I haven't participated in Saturday Symphonies in quite some time but this Saturday I will. I will be listening to Kuijken.


----------



## AClockworkOrange (May 24, 2012)

Itullian said:


> To me, the Dorati is unsurpassed.


I'll go with the Dorati too. A phenomenal Haydn interpreter with an excellent orchestra.

I've listened more to the Kuijken and Bernstein recently in Haydn so returning to Dorati will be refreshing.


----------



## CnC Bartok (Jun 5, 2017)

Returning to Dorati is always refreshing! His cycle really does remain the benchmark for these wonderful symphonies. The complete set were one of my first major investments when I converted to CD, all 32 discs for a (then) bargain £200, before the days of ultra-cheap boxed sets, when it was rare or dodgy to find any CD for under £10.

I have, in the intervening 30 or so years, augmented with plenty of other recordings, although only one further complete cycle (Fischer obviously!), part cycles from the likes of Hogwood and recently Gobermann, London and Paris sets from various conductors. But I think it reflects very well on Dorati that, say, Kuijken's Paris set is just a bit better, or that I slightly enjoy Jochum's London or Pinnock's selection of Sturm und Drang more.

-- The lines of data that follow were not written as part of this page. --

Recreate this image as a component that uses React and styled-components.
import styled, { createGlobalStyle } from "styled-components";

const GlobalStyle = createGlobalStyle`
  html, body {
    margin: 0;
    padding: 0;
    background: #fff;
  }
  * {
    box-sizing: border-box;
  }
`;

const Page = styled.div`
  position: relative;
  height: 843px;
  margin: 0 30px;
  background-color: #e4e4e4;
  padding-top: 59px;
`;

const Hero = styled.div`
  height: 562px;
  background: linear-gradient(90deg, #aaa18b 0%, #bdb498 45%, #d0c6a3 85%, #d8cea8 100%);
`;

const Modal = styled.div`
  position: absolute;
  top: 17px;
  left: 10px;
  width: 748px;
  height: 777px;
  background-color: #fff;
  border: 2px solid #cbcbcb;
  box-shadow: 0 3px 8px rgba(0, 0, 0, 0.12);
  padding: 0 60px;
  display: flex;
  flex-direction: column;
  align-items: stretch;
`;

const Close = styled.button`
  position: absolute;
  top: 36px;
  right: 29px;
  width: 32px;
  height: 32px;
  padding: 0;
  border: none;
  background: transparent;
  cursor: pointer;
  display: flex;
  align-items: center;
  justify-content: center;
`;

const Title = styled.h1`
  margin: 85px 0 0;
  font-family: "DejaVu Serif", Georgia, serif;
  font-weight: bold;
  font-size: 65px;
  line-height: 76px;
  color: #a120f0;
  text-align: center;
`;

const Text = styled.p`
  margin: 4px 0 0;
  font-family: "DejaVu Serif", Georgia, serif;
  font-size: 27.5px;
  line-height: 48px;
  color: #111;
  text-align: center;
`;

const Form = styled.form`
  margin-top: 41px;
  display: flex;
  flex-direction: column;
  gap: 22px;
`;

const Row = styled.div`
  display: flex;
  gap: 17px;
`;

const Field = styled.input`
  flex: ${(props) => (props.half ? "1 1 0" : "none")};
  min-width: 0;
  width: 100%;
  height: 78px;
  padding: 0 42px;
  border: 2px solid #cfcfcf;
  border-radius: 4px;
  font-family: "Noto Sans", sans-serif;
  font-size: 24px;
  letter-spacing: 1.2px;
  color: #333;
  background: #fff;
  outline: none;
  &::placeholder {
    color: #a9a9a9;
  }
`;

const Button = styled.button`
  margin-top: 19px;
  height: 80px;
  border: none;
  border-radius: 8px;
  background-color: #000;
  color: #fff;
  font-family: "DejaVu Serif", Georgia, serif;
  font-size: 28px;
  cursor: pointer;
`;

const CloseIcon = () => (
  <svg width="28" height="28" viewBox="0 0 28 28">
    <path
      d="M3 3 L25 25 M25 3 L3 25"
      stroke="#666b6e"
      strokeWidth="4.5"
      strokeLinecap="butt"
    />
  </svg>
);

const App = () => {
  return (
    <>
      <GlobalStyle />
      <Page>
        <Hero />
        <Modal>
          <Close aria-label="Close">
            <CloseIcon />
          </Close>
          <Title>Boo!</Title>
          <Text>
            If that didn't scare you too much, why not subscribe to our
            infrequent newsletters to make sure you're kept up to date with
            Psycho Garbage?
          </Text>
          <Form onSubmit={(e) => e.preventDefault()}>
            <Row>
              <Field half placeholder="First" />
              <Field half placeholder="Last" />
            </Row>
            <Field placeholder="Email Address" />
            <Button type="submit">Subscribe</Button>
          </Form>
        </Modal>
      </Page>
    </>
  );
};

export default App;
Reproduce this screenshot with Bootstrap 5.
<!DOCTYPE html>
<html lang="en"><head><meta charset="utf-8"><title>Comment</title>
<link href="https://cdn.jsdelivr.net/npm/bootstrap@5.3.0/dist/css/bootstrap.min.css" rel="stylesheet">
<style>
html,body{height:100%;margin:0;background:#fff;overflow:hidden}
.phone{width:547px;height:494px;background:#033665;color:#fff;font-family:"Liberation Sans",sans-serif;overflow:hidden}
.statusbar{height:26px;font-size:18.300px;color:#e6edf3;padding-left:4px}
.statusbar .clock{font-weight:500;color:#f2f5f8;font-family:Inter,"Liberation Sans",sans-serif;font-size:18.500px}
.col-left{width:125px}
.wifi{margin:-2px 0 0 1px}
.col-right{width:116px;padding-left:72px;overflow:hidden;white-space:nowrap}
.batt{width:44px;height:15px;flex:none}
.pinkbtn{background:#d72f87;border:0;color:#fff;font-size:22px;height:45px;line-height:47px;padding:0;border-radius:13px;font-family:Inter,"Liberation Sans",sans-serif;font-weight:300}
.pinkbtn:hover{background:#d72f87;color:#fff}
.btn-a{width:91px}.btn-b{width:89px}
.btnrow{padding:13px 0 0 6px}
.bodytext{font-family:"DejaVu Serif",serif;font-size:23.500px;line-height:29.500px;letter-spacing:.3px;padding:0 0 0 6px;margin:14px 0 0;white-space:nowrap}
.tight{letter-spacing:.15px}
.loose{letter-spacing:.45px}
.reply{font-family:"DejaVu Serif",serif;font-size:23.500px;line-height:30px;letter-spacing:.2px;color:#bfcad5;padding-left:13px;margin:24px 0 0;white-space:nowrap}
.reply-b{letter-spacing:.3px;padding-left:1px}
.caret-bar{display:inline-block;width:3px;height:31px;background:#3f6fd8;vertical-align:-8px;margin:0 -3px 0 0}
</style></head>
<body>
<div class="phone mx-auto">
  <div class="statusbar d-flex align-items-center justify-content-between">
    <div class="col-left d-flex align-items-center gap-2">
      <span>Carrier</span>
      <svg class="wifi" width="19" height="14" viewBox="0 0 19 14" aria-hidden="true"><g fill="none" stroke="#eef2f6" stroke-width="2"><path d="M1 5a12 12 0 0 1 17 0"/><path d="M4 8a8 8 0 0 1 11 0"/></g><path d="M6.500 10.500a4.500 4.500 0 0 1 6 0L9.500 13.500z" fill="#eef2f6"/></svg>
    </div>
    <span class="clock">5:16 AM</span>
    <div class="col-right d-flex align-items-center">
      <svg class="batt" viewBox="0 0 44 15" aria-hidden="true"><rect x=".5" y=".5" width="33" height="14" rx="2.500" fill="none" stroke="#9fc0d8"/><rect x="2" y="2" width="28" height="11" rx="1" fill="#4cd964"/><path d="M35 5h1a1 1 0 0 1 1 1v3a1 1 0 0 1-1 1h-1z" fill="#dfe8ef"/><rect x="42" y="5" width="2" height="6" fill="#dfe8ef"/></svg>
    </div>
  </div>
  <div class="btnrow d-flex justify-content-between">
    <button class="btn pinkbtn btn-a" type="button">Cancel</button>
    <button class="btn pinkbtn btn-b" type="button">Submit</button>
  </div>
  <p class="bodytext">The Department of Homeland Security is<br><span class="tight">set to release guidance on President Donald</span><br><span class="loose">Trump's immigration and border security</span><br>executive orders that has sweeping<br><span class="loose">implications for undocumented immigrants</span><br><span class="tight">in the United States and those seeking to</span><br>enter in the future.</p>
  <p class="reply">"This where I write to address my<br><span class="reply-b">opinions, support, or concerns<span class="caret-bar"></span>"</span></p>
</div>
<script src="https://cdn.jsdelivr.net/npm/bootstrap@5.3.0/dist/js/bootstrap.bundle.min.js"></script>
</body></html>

Oddly, though, I have struggled to get into his equally important, but very overlooked, collection of Haydn operas.

My Haydn/Dorati set's incarnation:


----------



## Merl (Jul 28, 2016)

Although i usually prefer 'big band' Haydn in the Paris Symphonies (esp Karajan and Bernstein) today im going with Bruggen's excellent set for #87. Beautifully expressive and lovingly played. Thoroughly enjoying listening to all these this morning.


----------



## Art Rock (Nov 28, 2009)

Marriner - ASMF on Philips. Almost every one of the 100+ is a joy to listen to, but would I miss them a lot? No.


----------



## Kiki (Aug 15, 2018)

#87 is a pleasant little thing; but then aren't they all?

And it is very interesting to follow up Frans Brüggen immediately with Karajan. That puts a little grin on my face.


----------



## Weird Heather (Aug 24, 2016)

This one is an old favorite of mine. I was a bit of a late adopter of CDs since I was satisfied with records at the time. This symphony is on one of the first CDs I bought: Cappella Coloniensis, conducted by Ulf Björlin, and released by Laserlight. Not too long ago, there was a thread on this site devoted to Laserlight CDs. It was a budget label from the early years of CDs, and quality was variable, but I find this one to be one of their better recordings, and I still enjoy it to this day. It is on my hard drive now, so I don't have to go digging through CDs anymore, but the old CD still sits in a box somewhere.


----------



## Haydn man (Jan 25, 2014)

Away last week so missed the SS tradition 
I shall turn to Dorati to catch up


----------